>> Begin
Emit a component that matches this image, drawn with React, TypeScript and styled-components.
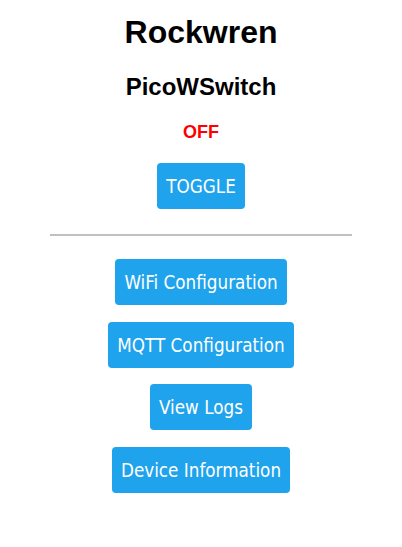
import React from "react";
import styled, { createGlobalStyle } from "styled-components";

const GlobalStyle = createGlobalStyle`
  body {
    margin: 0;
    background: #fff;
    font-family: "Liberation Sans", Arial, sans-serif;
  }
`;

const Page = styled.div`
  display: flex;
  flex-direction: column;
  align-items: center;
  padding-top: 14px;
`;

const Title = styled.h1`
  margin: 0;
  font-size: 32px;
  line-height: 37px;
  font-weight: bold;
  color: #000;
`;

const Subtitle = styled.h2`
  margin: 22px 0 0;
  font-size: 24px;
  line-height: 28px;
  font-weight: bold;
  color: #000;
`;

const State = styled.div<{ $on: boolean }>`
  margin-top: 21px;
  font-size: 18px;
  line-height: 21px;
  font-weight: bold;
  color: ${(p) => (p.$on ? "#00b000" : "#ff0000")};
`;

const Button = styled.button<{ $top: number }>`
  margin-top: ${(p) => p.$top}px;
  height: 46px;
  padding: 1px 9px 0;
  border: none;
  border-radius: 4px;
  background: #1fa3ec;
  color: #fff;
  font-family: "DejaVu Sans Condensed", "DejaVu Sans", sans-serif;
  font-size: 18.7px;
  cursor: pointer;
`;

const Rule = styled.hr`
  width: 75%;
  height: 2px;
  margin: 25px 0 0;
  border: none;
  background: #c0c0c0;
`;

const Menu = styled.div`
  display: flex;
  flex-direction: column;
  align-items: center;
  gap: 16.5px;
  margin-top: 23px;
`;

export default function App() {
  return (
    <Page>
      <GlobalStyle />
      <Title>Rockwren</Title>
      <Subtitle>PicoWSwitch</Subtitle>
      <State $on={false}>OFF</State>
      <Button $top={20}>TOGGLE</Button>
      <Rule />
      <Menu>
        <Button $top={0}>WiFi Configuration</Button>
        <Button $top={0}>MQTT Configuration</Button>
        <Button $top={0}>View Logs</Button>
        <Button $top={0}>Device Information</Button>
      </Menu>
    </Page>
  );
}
>> End
STATED EXERCISE:
Print the full listing exactly, dropping the pictures.

TASK OUTPUT:
Emit a component that matches this image, drawn with React, TypeScript and styled-components.
import React from "react";
import styled, { createGlobalStyle } from "styled-components";

const GlobalStyle = createGlobalStyle`
  body {
    margin: 0;
    background: #fff;
    font-family: "Liberation Sans", Arial, sans-serif;
  }
`;

const Page = styled.div`
  display: flex;
  flex-direction: column;
  align-items: center;
  padding-top: 14px;
`;

const Title = styled.h1`
  margin: 0;
  font-size: 32px;
  line-height: 37px;
  font-weight: bold;
  color: #000;
`;

const Subtitle = styled.h2`
  margin: 22px 0 0;
  font-size: 24px;
  line-height: 28px;
  font-weight: bold;
  color: #000;
`;

const State = styled.div<{ $on: boolean }>`
  margin-top: 21px;
  font-size: 18px;
  line-height: 21px;
  font-weight: bold;
  color: ${(p) => (p.$on ? "#00b000" : "#ff0000")};
`;

const Button = styled.button<{ $top: number }>`
  margin-top: ${(p) => p.$top}px;
  height: 46px;
  padding: 1px 9px 0;
  border: none;
  border-radius: 4px;
  background: #1fa3ec;
  color: #fff;
  font-family: "DejaVu Sans Condensed", "DejaVu Sans", sans-serif;
  font-size: 18.7px;
  cursor: pointer;
`;

const Rule = styled.hr`
  width: 75%;
  height: 2px;
  margin: 25px 0 0;
  border: none;
  background: #c0c0c0;
`;

const Menu = styled.div`
  display: flex;
  flex-direction: column;
  align-items: center;
  gap: 16.5px;
  margin-top: 23px;
`;

export default function App() {
  return (
    <Page>
      <GlobalStyle />
      <Title>Rockwren</Title>
      <Subtitle>PicoWSwitch</Subtitle>
      <State $on={false}>OFF</State>
      <Button $top={20}>TOGGLE</Button>
      <Rule />
      <Menu>
        <Button $top={0}>WiFi Configuration</Button>
        <Button $top={0}>MQTT Configuration</Button>
        <Button $top={0}>View Logs</Button>
        <Button $top={0}>Device Information</Button>
      </Menu>
    </Page>
  );
}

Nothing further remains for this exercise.